**Task objective:**
Images should be left out, and everything else in the listing reproduced exactly.

**Data block:**
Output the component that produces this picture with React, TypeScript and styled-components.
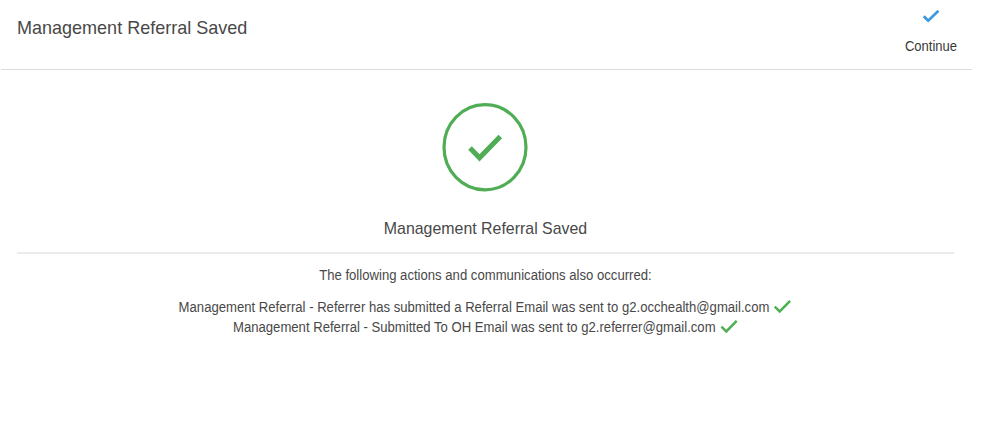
import React from "react";
import styled, { createGlobalStyle } from "styled-components";

const GlobalStyle = createGlobalStyle`
  * { box-sizing: border-box; }
  body {
    margin: 0;
    background: #fff;
    color: #484848;
    font-family: "Liberation Sans", Arial, sans-serif;
  }
`;

const Page = styled.main`
  width: 981px;
  height: 428px;
  padding: 0 9px 0 1px;
  overflow: hidden;
`;

const Header = styled.header`
  display: flex;
  justify-content: space-between;
  align-items: flex-start;
  height: 70px;
  padding: 0 14px 0 16px;
  border-bottom: 1px solid #dcdcdc;
`;

const Text = styled.span<{ $size: number; $line: number; $scale?: number; $align?: string }>`
  display: block;
  font-size: ${(p) => p.$size}px;
  line-height: ${(p) => p.$line}px;
  white-space: nowrap;
  transform: scaleX(${(p) => p.$scale ?? 1});
  transform-origin: ${(p) => p.$align ?? "center"};
`;

const Title = styled.h1`
  margin: 17px 0 0;
  font-weight: 400;
`;

const ContinueButton = styled.button`
  display: flex;
  flex-direction: column;
  align-items: center;
  width: 54px;
  margin: 10px 0 0;
  padding: 0;
  border: 0;
  background: none;
  color: #383838;
  font-family: inherit;
  gap: 15px;
`;

const Body = styled.section`
  display: flex;
  flex-direction: column;
  align-items: center;
  margin: 0 18px 0 16px;
`;

const Badge = styled.svg`
  display: block;
  width: 86px;
  height: 90px;
  margin: 32px 1px 0 0;
`;

const Heading = styled.h2`
  width: 100%;
  height: 62px;
  margin: 0;
  padding-top: 27px;
  border-bottom: 2px solid #ebebeb;
  font-weight: 400;
  text-align: center;
`;

const Intro = styled.p`
  margin: 11px 0 12px;
`;

const List = styled.ul`
  display: flex;
  flex-direction: column;
  align-items: center;
  margin: 0;
  padding: 0;
  list-style: none;
`;

const Item = styled.li`
  display: flex;
  justify-content: center;
  align-items: center;
  gap: 5px;
  height: 20px;
  transform: scaleX(0.937);
`;

const Tick = styled.svg<{ $w: number; $h: number }>`
  display: block;
  flex: none;
  width: ${(p) => p.$w}px;
  height: ${(p) => p.$h}px;
`;

const messages = [
  "Management Referral - Referrer has submitted a Referral Email was sent to g2.occhealth@gmail.com",
  "Management Referral - Submitted To OH Email was sent to g2.referrer@gmail.com",
];

export default function App() {
  return (
    <>
      <GlobalStyle />
      <Page>
        <Header>
          <Title>
            <Text $size={19} $line={22} $scale={0.948} $align="left">Management Referral Saved</Text>
          </Title>
          <ContinueButton type="button">
            <Tick $w={17} $h={13} viewBox="0 0 17 13" fill="none" stroke="#3a98e0" strokeWidth="2.7">
              <path d="M0.8 6.3 L5.2 10.6 L15.4 0.8" />
            </Tick>
            <Text $size={14} $line={17} $scale={0.93}>Continue</Text>
          </ContinueButton>
        </Header>
        <Body>
          <Badge viewBox="0 0 86 90" fill="none" stroke="#50ad55">
            <ellipse cx="43" cy="45.2" rx="41" ry="42.6" strokeWidth="3.2" />
            <path d="M28 46 L37.5 55.8 L58.3 34.4" strokeWidth="5" />
          </Badge>
          <Heading>
            <Text $size={17} $line={20} $scale={0.936}>Management Referral Saved</Text>
          </Heading>
          <Intro>
            <Text $size={14} $line={20} $scale={0.937}>The following actions and communications also occurred:</Text>
          </Intro>
          <List>
            {messages.map((message) => (
              <Item key={message}>
                <Text $size={14} $line={20}>{message}</Text>
                <Tick $w={19} $h={14} viewBox="0 0 19 14" fill="none" stroke="#4caf50" strokeWidth="2.6">
                  <path d="M1.2 6.6 L6.5 11.4 L17.6 0.9" />
                </Tick>
              </Item>
            ))}
          </List>
        </Body>
      </Page>
    </>
  );
}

**Written reply:**
Output the component that produces this picture with React, TypeScript and styled-components.
import React from "react";
import styled, { createGlobalStyle } from "styled-components";

const GlobalStyle = createGlobalStyle`
  * { box-sizing: border-box; }
  body {
    margin: 0;
    background: #fff;
    color: #484848;
    font-family: "Liberation Sans", Arial, sans-serif;
  }
`;

const Page = styled.main`
  width: 981px;
  height: 428px;
  padding: 0 9px 0 1px;
  overflow: hidden;
`;

const Header = styled.header`
  display: flex;
  justify-content: space-between;
  align-items: flex-start;
  height: 70px;
  padding: 0 14px 0 16px;
  border-bottom: 1px solid #dcdcdc;
`;

const Text = styled.span<{ $size: number; $line: number; $scale?: number; $align?: string }>`
  display: block;
  font-size: ${(p) => p.$size}px;
  line-height: ${(p) => p.$line}px;
  white-space: nowrap;
  transform: scaleX(${(p) => p.$scale ?? 1});
  transform-origin: ${(p) => p.$align ?? "center"};
`;

const Title = styled.h1`
  margin: 17px 0 0;
  font-weight: 400;
`;

const ContinueButton = styled.button`
  display: flex;
  flex-direction: column;
  align-items: center;
  width: 54px;
  margin: 10px 0 0;
  padding: 0;
  border: 0;
  background: none;
  color: #383838;
  font-family: inherit;
  gap: 15px;
`;

const Body = styled.section`
  display: flex;
  flex-direction: column;
  align-items: center;
  margin: 0 18px 0 16px;
`;

const Badge = styled.svg`
  display: block;
  width: 86px;
  height: 90px;
  margin: 32px 1px 0 0;
`;

const Heading = styled.h2`
  width: 100%;
  height: 62px;
  margin: 0;
  padding-top: 27px;
  border-bottom: 2px solid #ebebeb;
  font-weight: 400;
  text-align: center;
`;

const Intro = styled.p`
  margin: 11px 0 12px;
`;

const List = styled.ul`
  display: flex;
  flex-direction: column;
  align-items: center;
  margin: 0;
  padding: 0;
  list-style: none;
`;

const Item = styled.li`
  display: flex;
  justify-content: center;
  align-items: center;
  gap: 5px;
  height: 20px;
  transform: scaleX(0.937);
`;

const Tick = styled.svg<{ $w: number; $h: number }>`
  display: block;
  flex: none;
  width: ${(p) => p.$w}px;
  height: ${(p) => p.$h}px;
`;

const messages = [
  "Management Referral - Referrer has submitted a Referral Email was sent to g2.occhealth@gmail.com",
  "Management Referral - Submitted To OH Email was sent to g2.referrer@gmail.com",
];

export default function App() {
  return (
    <>
      <GlobalStyle />
      <Page>
        <Header>
          <Title>
            <Text $size={19} $line={22} $scale={0.948} $align="left">Management Referral Saved</Text>
          </Title>
          <ContinueButton type="button">
            <Tick $w={17} $h={13} viewBox="0 0 17 13" fill="none" stroke="#3a98e0" strokeWidth="2.7">
              <path d="M0.8 6.3 L5.2 10.6 L15.4 0.8" />
            </Tick>
            <Text $size={14} $line={17} $scale={0.93}>Continue</Text>
          </ContinueButton>
        </Header>
        <Body>
          <Badge viewBox="0 0 86 90" fill="none" stroke="#50ad55">
            <ellipse cx="43" cy="45.2" rx="41" ry="42.6" strokeWidth="3.2" />
            <path d="M28 46 L37.5 55.8 L58.3 34.4" strokeWidth="5" />
          </Badge>
          <Heading>
            <Text $size={17} $line={20} $scale={0.936}>Management Referral Saved</Text>
          </Heading>
          <Intro>
            <Text $size={14} $line={20} $scale={0.937}>The following actions and communications also occurred:</Text>
          </Intro>
          <List>
            {messages.map((message) => (
              <Item key={message}>
                <Text $size={14} $line={20}>{message}</Text>
                <Tick $w={19} $h={14} viewBox="0 0 19 14" fill="none" stroke="#4caf50" strokeWidth="2.6">
                  <path d="M1.2 6.6 L6.5 11.4 L17.6 0.9" />
                </Tick>
              </Item>
            ))}
          </List>
        </Body>
      </Page>
    </>
  );
}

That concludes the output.